Of course, there are additional changes that webmasters will be bound to notice. According to Microsoft, the new HTTP header From field will be modified to: “From: bingbot(at)microsoft.com” instead of the current “From: msnbot(at)microsoft.com.” One important aspect that needs to be underlined is the fact that the new Bingbot will still respect all of the robots.txt directives that have been set for msnbot. In this regard, webmasters will not have to “reconfigure” the robots.txt file(s).

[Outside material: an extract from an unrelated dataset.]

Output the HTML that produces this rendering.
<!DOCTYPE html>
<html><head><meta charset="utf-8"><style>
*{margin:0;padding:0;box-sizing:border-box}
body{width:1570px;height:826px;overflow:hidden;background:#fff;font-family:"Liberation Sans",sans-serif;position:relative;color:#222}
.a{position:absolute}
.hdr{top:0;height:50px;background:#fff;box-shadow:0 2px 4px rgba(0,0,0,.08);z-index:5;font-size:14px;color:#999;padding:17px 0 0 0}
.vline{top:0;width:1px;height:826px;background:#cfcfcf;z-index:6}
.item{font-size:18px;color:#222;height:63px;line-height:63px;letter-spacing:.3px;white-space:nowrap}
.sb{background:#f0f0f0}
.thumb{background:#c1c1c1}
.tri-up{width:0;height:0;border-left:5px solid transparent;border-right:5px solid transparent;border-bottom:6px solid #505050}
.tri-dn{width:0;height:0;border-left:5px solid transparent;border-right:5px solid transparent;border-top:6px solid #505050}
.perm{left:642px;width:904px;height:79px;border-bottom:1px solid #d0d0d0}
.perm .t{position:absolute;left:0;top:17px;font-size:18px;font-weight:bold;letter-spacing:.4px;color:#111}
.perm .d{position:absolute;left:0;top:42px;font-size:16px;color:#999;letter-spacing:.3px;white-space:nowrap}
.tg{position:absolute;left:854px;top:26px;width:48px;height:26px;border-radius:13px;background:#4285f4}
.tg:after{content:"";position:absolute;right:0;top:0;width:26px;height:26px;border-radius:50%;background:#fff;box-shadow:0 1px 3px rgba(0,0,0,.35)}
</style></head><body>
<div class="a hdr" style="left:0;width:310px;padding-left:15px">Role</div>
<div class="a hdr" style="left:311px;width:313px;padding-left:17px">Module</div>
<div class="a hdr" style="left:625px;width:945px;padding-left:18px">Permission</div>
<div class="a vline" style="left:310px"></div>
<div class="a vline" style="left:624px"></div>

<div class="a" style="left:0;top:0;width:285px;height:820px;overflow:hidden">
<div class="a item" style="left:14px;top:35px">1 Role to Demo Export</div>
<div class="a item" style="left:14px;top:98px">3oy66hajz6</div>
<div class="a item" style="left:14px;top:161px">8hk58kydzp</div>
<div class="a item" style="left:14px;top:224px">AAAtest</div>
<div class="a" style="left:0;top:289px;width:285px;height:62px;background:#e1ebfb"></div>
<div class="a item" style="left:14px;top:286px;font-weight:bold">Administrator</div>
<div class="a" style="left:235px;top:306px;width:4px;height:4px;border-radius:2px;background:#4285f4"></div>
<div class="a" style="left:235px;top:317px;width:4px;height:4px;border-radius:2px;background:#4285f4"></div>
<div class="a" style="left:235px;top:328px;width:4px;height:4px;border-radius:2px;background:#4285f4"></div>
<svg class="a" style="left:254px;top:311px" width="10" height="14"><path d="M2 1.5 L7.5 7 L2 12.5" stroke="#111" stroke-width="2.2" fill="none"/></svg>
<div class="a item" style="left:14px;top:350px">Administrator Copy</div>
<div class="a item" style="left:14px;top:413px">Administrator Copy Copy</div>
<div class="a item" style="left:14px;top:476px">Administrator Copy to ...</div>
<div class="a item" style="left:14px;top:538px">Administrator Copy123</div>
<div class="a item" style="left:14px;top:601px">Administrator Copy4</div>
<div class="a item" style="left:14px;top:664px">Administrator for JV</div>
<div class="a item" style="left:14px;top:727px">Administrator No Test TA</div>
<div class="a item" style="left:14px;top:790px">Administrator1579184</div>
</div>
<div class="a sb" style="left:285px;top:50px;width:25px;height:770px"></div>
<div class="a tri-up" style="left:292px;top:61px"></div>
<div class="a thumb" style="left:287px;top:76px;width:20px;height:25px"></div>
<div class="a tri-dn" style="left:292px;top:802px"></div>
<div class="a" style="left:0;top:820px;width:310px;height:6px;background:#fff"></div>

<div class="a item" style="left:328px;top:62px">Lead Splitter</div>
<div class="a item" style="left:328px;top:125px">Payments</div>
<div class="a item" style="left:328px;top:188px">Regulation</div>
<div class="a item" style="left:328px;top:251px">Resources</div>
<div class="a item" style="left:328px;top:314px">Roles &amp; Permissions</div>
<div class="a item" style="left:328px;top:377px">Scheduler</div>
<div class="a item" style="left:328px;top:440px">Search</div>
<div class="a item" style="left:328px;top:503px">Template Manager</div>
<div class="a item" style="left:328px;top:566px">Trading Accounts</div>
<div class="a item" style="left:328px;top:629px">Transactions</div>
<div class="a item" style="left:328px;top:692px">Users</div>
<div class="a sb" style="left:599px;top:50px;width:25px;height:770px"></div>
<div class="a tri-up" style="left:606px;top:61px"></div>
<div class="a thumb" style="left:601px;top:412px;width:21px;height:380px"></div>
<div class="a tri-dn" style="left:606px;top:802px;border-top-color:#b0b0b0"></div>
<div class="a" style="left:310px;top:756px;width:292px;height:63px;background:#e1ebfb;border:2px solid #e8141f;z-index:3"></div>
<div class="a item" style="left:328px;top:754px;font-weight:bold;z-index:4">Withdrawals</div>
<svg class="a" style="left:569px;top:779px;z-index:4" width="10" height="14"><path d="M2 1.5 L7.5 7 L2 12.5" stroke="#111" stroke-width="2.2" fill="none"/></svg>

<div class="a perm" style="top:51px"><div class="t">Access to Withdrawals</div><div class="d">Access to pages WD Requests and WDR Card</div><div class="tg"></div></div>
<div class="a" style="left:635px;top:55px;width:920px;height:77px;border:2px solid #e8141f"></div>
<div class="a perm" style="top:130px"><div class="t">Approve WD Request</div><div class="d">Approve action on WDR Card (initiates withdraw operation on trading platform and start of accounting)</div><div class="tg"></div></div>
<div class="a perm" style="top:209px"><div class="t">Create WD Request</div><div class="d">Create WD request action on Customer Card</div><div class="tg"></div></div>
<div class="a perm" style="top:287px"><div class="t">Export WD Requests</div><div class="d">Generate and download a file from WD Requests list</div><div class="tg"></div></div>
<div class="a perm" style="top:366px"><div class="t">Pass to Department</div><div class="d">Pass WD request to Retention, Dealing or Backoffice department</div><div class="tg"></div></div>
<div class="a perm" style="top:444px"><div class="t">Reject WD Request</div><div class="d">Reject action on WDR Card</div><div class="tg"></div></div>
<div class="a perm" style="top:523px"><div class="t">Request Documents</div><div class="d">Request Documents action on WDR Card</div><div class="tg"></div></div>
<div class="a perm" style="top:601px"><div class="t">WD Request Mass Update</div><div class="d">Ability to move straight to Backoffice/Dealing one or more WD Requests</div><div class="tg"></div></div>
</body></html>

“We always welcome feedback from the webmaster community. Over the past few months, during the recent development phase, we had different issues reported to us. We want to give our heartfelt thanks to the webmasters who contacted us, and offer our sincere apologies for any issues they may have encountered as a result of the crawler traffic. If you have any questions regarding BingBot traffic and your site, please contact us at bingbot at microsoft.com,” Wierman added.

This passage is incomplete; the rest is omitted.